LA City Controller Kenneth Meija released a map showing significant racial disparity in arrests made under LA municipal code 41.18, which makes sitting, lying down and leaving personal property in various public areas illegal. Black people comprise only 8% of the LA population, but made up 43% of people arrested under the code, according to the map.

The report recorded that another 34% of those arrested were white, 21% were Hispanic/Latinx and 2% were of another racial background.

More than half of the arrests were made in Council District 14, which includes Skid Row and downtown LA, said Ashley Bennet, the director of homelessness in the city controller’s office, in an emailed statement.
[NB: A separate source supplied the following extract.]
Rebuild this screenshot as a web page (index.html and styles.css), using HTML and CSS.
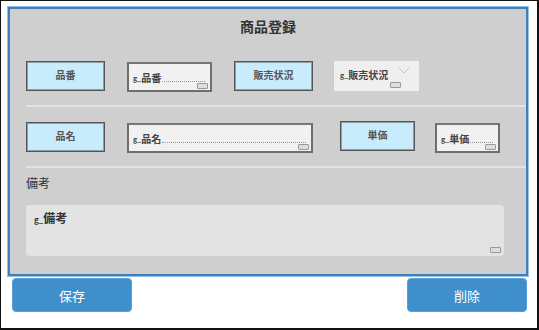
FILE: index.html
```html
<!DOCTYPE html>
<html lang="ja">
<head>
    <meta charset="UTF-8">
    <title>商品登録</title>
    <link rel="stylesheet" href="styles.css">
</head>
<body>
    <div class="frame">
        <div class="panel">
            <div class="title">商品登録</div>

            <div class="row row-1">
                <div class="label">品番</div>
                <div class="field field-code">
                    <span class="pre">g_</span><span class="val">品番</span><span class="dots"></span>
                    <span class="grip"></span>
                </div>
                <div class="label">販売状況</div>
                <div class="select">
                    <span class="pre">g_</span><span class="val">販売状況</span>
                    <svg class="chevron" width="12" height="7" viewBox="0 0 12 7"><path d="M1 1 L6 6 L11 1" fill="none" stroke="#c4c4c4" stroke-width="1"/></svg>
                    <span class="grip"></span>
                </div>
            </div>

            <div class="sep"></div>

            <div class="row row-2">
                <div class="label">品名</div>
                <div class="field field-name">
                    <span class="pre">g_</span><span class="val">品名</span><span class="dots"></span>
                    <span class="grip"></span>
                </div>
                <div class="label label-price">単価</div>
                <div class="field field-price">
                    <span class="pre">g_</span><span class="val">単価</span><span class="dots"></span>
                    <span class="grip"></span>
                </div>
            </div>

            <div class="sep"></div>

            <div class="note-label">備考</div>
            <div class="memo">
                <span class="pre">g_</span><span class="val">備考</span>
                <span class="grip"></span>
            </div>
        </div>

        <div class="actions">
            <button class="btn">保存</button>
            <button class="btn">削除</button>
        </div>
    </div>
</body>
</html>
```

FILE: styles.css
```css
body {
    margin: 0;
    padding: 0;
    background: #ffffff;
    font-family: "Noto Sans CJK JP", "Noto Sans", sans-serif;
    color: #333;
}

.frame {
    box-sizing: border-box;
    width: 539px;
    height: 330px;
    border: 1px solid #111;
    border-right-width: 2px;
    border-bottom-width: 2px;
    padding: 6px 0 0 7px;
}

.panel {
    box-sizing: border-box;
    width: 520px;
    height: 269px;
    background: #cfcfcf;
    border: 2px solid #3e7fbd;
    box-shadow: 0 0 0 1px #9cc0e0;
    padding: 0 0 0 16px;
}

.title {
    height: 34px;
    line-height: 34px;
    text-align: center;
    font-size: 14px;
    font-weight: bold;
    color: #333;
    margin-left: -16px;
}

.row {
    display: flex;
    align-items: flex-start;
    height: 31px;
}

.row-1 {
    margin-top: 18px;
    gap: 22px;
}

.row-2 {
    margin-top: 15px;
}

.label {
    box-sizing: border-box;
    width: 79px;
    height: 30px;
    background: #c9ecfc;
    border: 1px solid #555;
    box-shadow: inset 0 0 0 1px #8aa0a8;
    font-size: 10px;
    font-weight: bold;
    line-height: 26px;
    text-align: center;
    color: #555;
}

.field {
    position: relative;
    box-sizing: border-box;
    height: 30px;
    background: #f1f1f1;
    border: 2px solid #6e6e6e;
    border-top-color: #777;
    display: flex;
    align-items: center;
    padding: 0 5px 0 4px;
    font-size: 10px;
    font-weight: bold;
    color: #444;
    margin-top: 1px;
}

.field-code {
    width: 85px;
}

.field-name {
    width: 186px;
    margin-left: 22px;
}

.label-price {
    width: 75px;
    margin-left: 27px;
    margin-top: -1px;
}

.field-price {
    width: 65px;
    margin-left: 20px;
}

.pre {
    font-size: 7px;
    align-self: center;
    margin-top: 2px;
}

.val {
    white-space: nowrap;
}

.dots {
    flex: 1;
    height: 8px;
    border-bottom: 1px dotted #999;
    margin-left: 1px;
}

.grip {
    position: absolute;
    right: 2px;
    bottom: 1px;
    width: 9px;
    height: 4px;
    border: 1px solid #9a9a9a;
    border-radius: 1px;
    background: #dedede;
}

.select {
    position: relative;
    box-sizing: border-box;
    width: 85px;
    height: 30px;
    margin-left: -1px;
    background: #efefef;
    display: flex;
    align-items: center;
    padding: 0 0 4px 6px;
    font-size: 10px;
    font-weight: bold;
    color: #444;
}

.select .chevron {
    position: absolute;
    right: 9px;
    top: 6px;
}

.select .grip {
    right: 18px;
    bottom: 3px;
}

.sep {
    height: 2px;
    background: #e2e2e2;
    margin-top: 13px;
}

.note-label {
    height: 30px;
    line-height: 30px;
    font-size: 12px;
    color: #333;
}

.memo {
    position: relative;
    box-sizing: border-box;
    width: 478px;
    height: 51px;
    margin-top: 7px;
    background: #e3e3e3;
    border-radius: 4px;
    padding: 4px 0 0 8px;
    font-size: 12px;
    font-weight: bold;
    color: #333;
}

.memo .pre {
    font-size: 8px;
}

.memo .grip {
    right: 3px;
    bottom: 3px;
}

.actions {
    display: flex;
    justify-content: space-between;
    width: 515px;
    margin: 2px 0 0 4px;
}

.btn {
    width: 120px;
    height: 34px;
    background: #3e8fcb;
    border: 1px solid #5aa0d4;
    border-radius: 4px;
    color: #fff;
    font-family: "Noto Sans CJK JP", sans-serif;
    font-size: 13px;
    padding: 0;
}
```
Other areas with high rates of arrests included District 11, which covers Venice, and District 13, which covers Hollywood, she added.

Jordan Wynne, a community activation specialist with community activism nonprofit United Way of Greater Los Angeles, said in an emailed statement that she believes anti-camping laws like 41.18 criminalize the right of people to exist in public.

“Homelessness cannot be criminalized out of existence,” Wynne said in the emailed statement. “Arresting someone due to violating an anti-camping law is an affront to the civil rights of an individual.”

Wynne added that she believes the arrests are made more damaging because the code allows officers to destroy personal property and encampments of people experiencing homelessness.

The ordinance was updated in 2021 to prohibit camping in sensitive locations, in the public right of way, or where it could create a hazard, said Hugh Esten, the director of communications for LA City Council District 5, in an emailed statement. The update also restricts camping that interferes with schools, daycare centers, parks, libraries and shelters, he added.

The ordinance also requires that the city offer people experiencing homelessness shelter before they are told to move, Esten said in the emailed statement.

“The purpose of the revised ordinance is public safety,” Esten said. “That means ensuring the safety of the unhoused as well as the rest of the community.”

However, the city does not provide people experiencing homelessness with sufficient alternatives in permanent, affordable housing, Wynne said in the emailed statement.

“41.18 arrests and sweeps are supposed to only be conducted if tangible housing options are available, but with Los Angeles way behind the ball on affordable housing construction, we know that this has not been the case, and that folks are being removed and accosted without any housing options,” Wynne said in the emailed statement.

Bennet said in an emailed statement that the city must do more to move people experiencing homelessness into permanent housing as a long-term solution.

Bennet suggested the solution that more housing needs to be made available exclusively to those who are acutely low-income and need support outside of the traditional rental market, where many people in LA have found themselves priced out of the housing market.

Wynne said that she believes deep-seated systemic classism and racism motivate many of the arrests under this code. She added that criminalization is an ineffective and racially inequitable mode of solving the homelessness crisis.

“Pushing people around this way is dehumanizing, and erodes trust between government institutions and people experiencing homelessness,” Wynne said. “This makes it even more challenging to recover folks experiencing long-term homelessness into safe and stable housing.”